Eddie Jaffe, a publicist, honestly reflects on his shortcomings as a person and how this is reflected in his work. Then, Delores Dante, a waitress, explains her job as a personal passion that she has perfected over the past 16 years ("It's an Art"). Several other common people enter to lament on getting laid off, the economy and the battle to stay above it all.

Joe Zutty, a retired man, offers advice on how to stay active after retirement ("Joe"). Jairo Trujillo, elder care worker, comes to assist Joe and explains that, while his job may not pay much, it is incredibly rewarding work; meanwhile, Theresa Bautista, a nanny, talks about the joy that she finds in caring for children of careless parents ("A Very Good Day").
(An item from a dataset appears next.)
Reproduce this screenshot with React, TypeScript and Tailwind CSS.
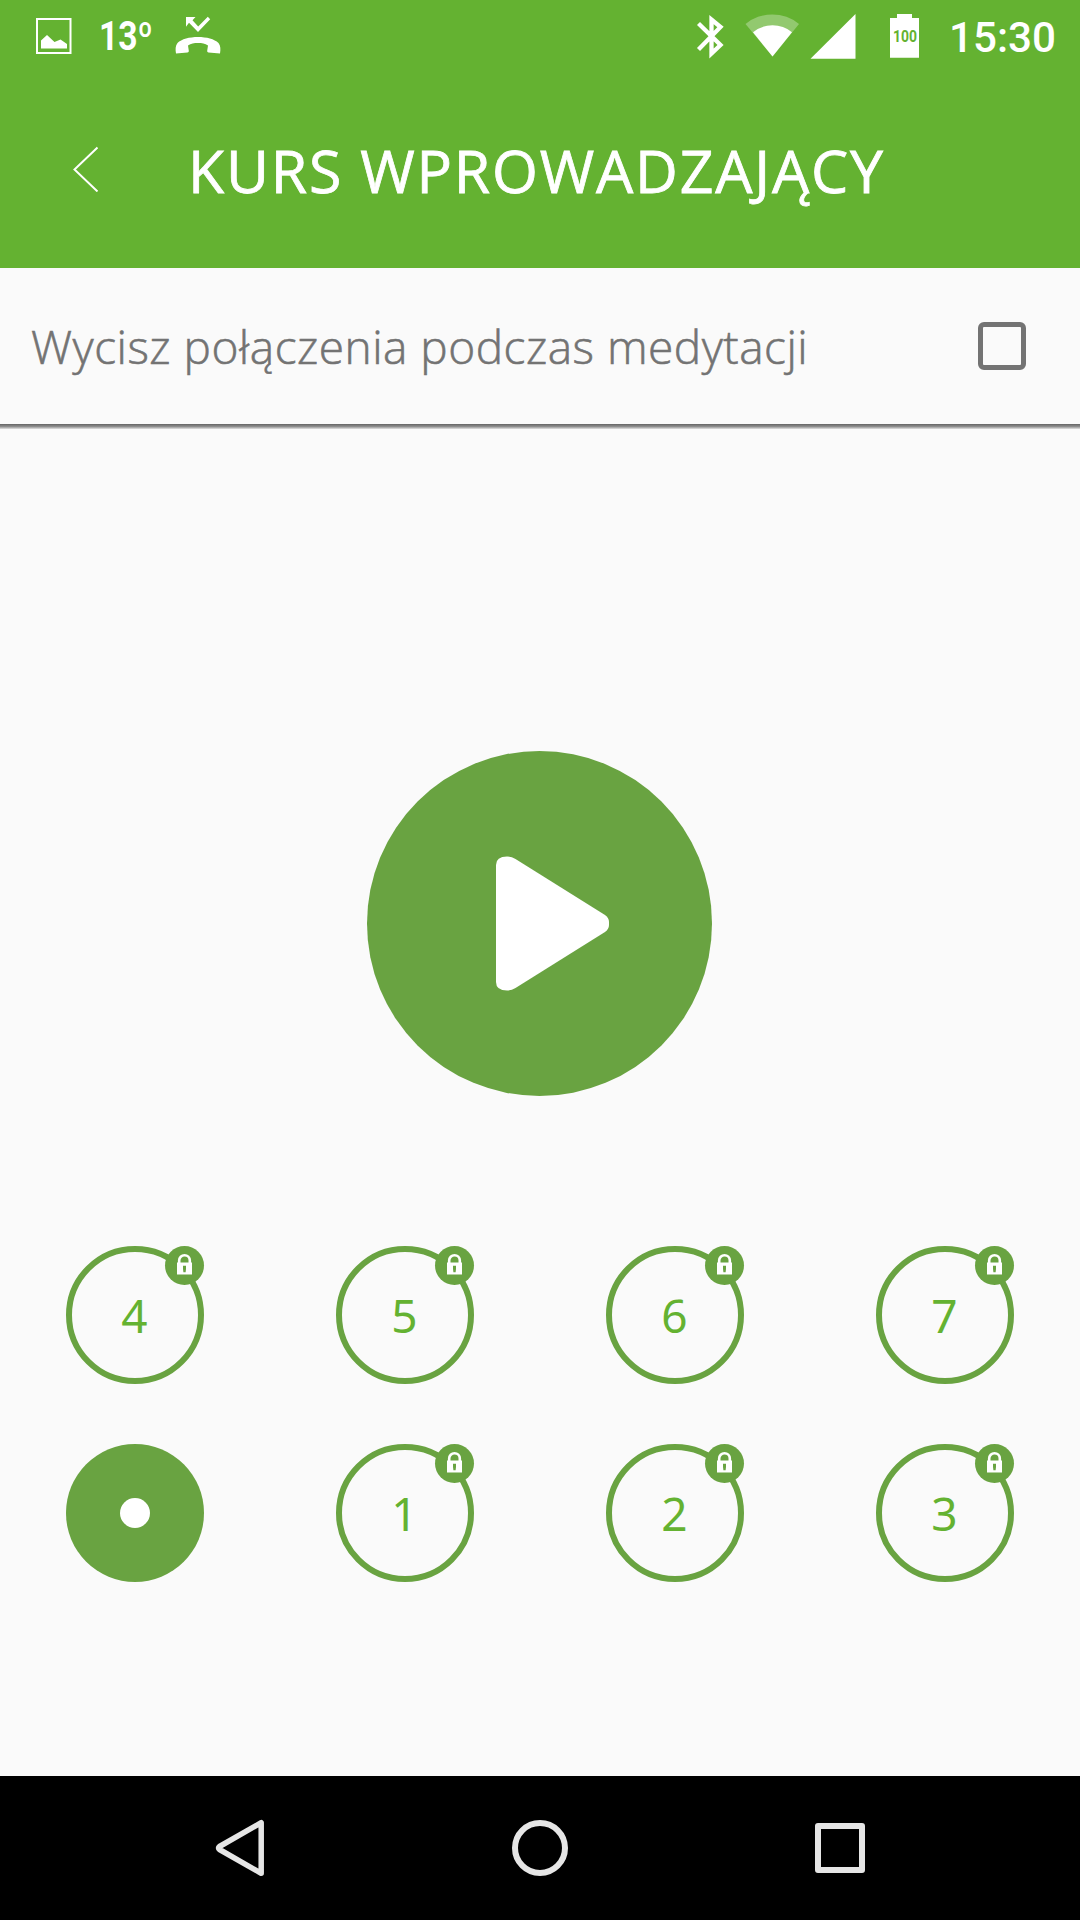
type Session = {
  label: string;
  locked: boolean;
};

const sessions: Session[] = [
  { label: "4", locked: true },
  { label: "5", locked: true },
  { label: "6", locked: true },
  { label: "7", locked: true },
  { label: "", locked: false },
  { label: "1", locked: true },
  { label: "2", locked: true },
  { label: "3", locked: true }
];

function StatusBar() {
  return (
    <div className="flex h-[72px] items-start justify-between text-white">
      <svg width="240" height="72" viewBox="0 0 240 72" fill="currentColor">
        <path d="M36 18h35.500v36H36zM38 20v32h31.500V20z" fillRule="evenodd" />
        <path d="M41 48.500v-8l6-5.500 7.500 7 6-2.500 6.500 4.500v4.500z" />
        <text
          x="99"
          y="50"
          fontSize="40"
          fontWeight="700"
          textLength="54"
          lengthAdjust="spacingAndGlyphs"
          className="font-['Roboto',sans-serif]"
        >
          13º
        </text>
        <path d="M186 17h9.500l-3 3.200 5.700 6.300 9.600-9.700 2.400 2.400L198 32l-9-9.300-3 4z" />
        <path d="M176 53.500c-.7-4-.7-8 1.500-10.500 4-4 12-6 20.500-6s16.500 2 20.500 6c2.200 2.500 2.200 6.500 1.500 10.500l-11.500-1c-.8-.2-1.400-.9-1.300-1.800l.8-5.200c-3-2-6-2.500-10-2.500s-7 .5-10 2.500l.8 5.200c.1.900-.5 1.600-1.300 1.800z" />
      </svg>

      <svg width="400" height="72" viewBox="680 0 400 72" fill="currentColor">
        <path
          d="M698.500 23.500L720.500 45l-9 8.500V19.500L720.500 27 698.500 49.500"
          fill="none"
          stroke="currentColor"
          strokeWidth="4.300"
        />
        <path d="M745.500 24a42 42 0 0 1 53.500 0l-26.500 32.500z" opacity=".3" />
        <path d="M753 32.200a31 31 0 0 1 39 0l-19.500 24.300z" />
        <path d="M855.500 14v44.700h-45z" />
        <path d="M897 14h15v4h7v39.700h-29V18h7z" />
        <text
          x="893"
          y="42"
          fontSize="16.500"
          fontWeight="700"
          textLength="24"
          lengthAdjust="spacingAndGlyphs"
          className="fill-[#64b231] font-['Roboto',sans-serif]"
        >
          100
        </text>
        <text
          x="949"
          y="52"
          fontSize="42.500"
          fontWeight="500"
          textLength="107"
          lengthAdjust="spacingAndGlyphs"
          className="font-['Roboto',sans-serif]"
        >
          15:30
        </text>
      </svg>
    </div>
  );
}

function Header() {
  return (
    <header className="h-[268px] bg-[#64b231] text-white">
      <StatusBar />

      <div className="flex h-[196px] items-start">
        <button type="button" aria-label="Wstecz" className="ml-[72px] mt-[74px]">
          <svg width="28" height="46" viewBox="0 0 28 46" fill="none" stroke="currentColor" strokeWidth="2">
            <path d="M25.500 1.500L2.500 23.500l23 22" />
          </svg>
        </button>

        <h1 className="ml-[88px] mt-[58px] whitespace-nowrap font-['Open_Sans',sans-serif] text-[59px] leading-[80px] tracking-[1.8px] [-webkit-text-stroke:0.8px_white]">
          KURS WPROWADZAJĄCY
        </h1>
      </div>
    </header>
  );
}

function MuteRow() {
  return (
    <label className="flex h-[156px] items-center justify-between pl-[31px] pr-[54px]">
      <span className="whitespace-nowrap font-['Open_Sans',sans-serif] text-[46px] font-light leading-[60px] tracking-[0.5px] text-[#737373] [-webkit-text-stroke:0.6px_#737373]">
        Wycisz połączenia podczas medytacji
      </span>
      <span className="size-12 rounded-[6px] border-[5px] border-[#737373]" />
    </label>
  );
}

function LockBadge() {
  return (
    <span className="absolute right-0 top-0 size-[39px] rounded-full bg-[#69a341]">
      <svg width="39" height="39" viewBox="0 0 39 39">
        <path d="M14.200 17v-2.500a5.300 5.300 0 0 1 10.600 0V17" fill="none" stroke="white" strokeWidth="2.600" />
        <path d="M12 16.500h15v12H12z" fill="white" />
        <path d="M18 19.700h3v3l-.4 3.500h-2.200l-.4-3.500z" fill="#69a341" />
      </svg>
    </span>
  );
}

function SessionButton({ session }: { session: Session }) {
  if (!session.locked) {
    return (
      <button type="button" className="flex size-[138px] items-center justify-center rounded-full bg-[#69a341]">
        <span className="size-[30px] rounded-full bg-white" />
      </button>
    );
  }

  return (
    <button
      type="button"
      className="relative flex size-[138px] items-center justify-center"
    >
      <span className="flex size-[138px] items-center justify-center rounded-full border-[6px] border-[#69a341] pr-px font-['Noto_Sans',sans-serif] text-[46px] leading-[60px] text-[#64b231]">
        {session.label}
      </span>
      <LockBadge />
    </button>
  );
}

function NavigationBar() {
  return (
    <nav className="flex h-36 items-center justify-between bg-black px-[210px]">
      <svg width="60" height="60" viewBox="0 0 60 60" fill="none" stroke="#e6e6e6" strokeWidth="5.500" strokeLinejoin="round">
        <path d="M51.200 4.700v50.600L9.500 31.500q-2-1.500 0-3z" />
      </svg>
      <svg width="60" height="60" viewBox="0 0 60 60" fill="none" stroke="#e6e6e6" strokeWidth="6">
        <circle cx="30" cy="30" r="25" />
      </svg>
      <svg width="60" height="60" viewBox="0 0 60 60" fill="none" stroke="#e6e6e6" strokeWidth="6" strokeLinejoin="round">
        <rect x="8" y="8" width="44" height="44" />
      </svg>
    </nav>
  );
}

export default function App() {
  return (
    <main className="flex h-[1920px] w-[1080px] flex-col overflow-hidden bg-[#fafafa]">
      <Header />
      <MuteRow />
      <div className="h-[5px] shrink-0 bg-linear-to-b from-[#656565] via-[#8d8d8d] to-[#e2e2e2]" />

      <section className="flex flex-1 flex-col items-center pt-[322px]">
        <button
          type="button"
          aria-label="Odtwórz"
          className="mr-px size-[345px] rounded-full bg-[#69a341]"
        >
          <svg width="345" height="345" viewBox="0 0 345 345" fill="white">
            <path d="M129 114q0-8.500 11-8.500 4.500 0 8.500 2.500l89.500 56q4 3 4 7v3q0 4-4 7l-89.500 56q-4 2.500-8.500 2.500-11 0-11-8.500z" />
          </svg>
        </button>

        <div className="mt-[150px] grid w-full grid-cols-4 justify-items-center gap-y-[60px]">
          {sessions.map((session) => (
            <SessionButton key={session.label} session={session} />
          ))}
        </div>
      </section>

      <NavigationBar />
    </main>
  );
}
Tom Patrick, a current firefighter, expresses the intensity of having a life-threatening, yet life-saving, job. Following this touching and important scene is an opportunity for a localized worker interview.

Part of a family line of cleaning ladies, Maggie Holmes finds hope and strength in the belief that her daughter is of a new generation that will break the mold and make something more of herself than has been their family's tradition ("Cleanin' Women"). Following this scene is an opportunity for the insertion of a localized worker interview, which then transitions to Mike being reminded of his son, as he speculates on how quickly his child grew up and how quickly he too must have grown up in his father's eyes ("Fathers and Sons"). If no localized interview is added, then Ralph Werner, a 19-year-old salesman, is sharing his life plan for living, working and a family. Another 19-year-old who is currently collecting unemployment, Charlie Blossom tells of an incredible job that he had with a Chicago newspaper... and how he got fired through a plan that he had concocted in the hopes of being different.

Following this is an opportunity for another localized worker interview, which transitions to all of the workers coming back to restate the importance of taking pride in their work and acknowledge the impact that their work has had on so many other people's lives ("Something to Point To").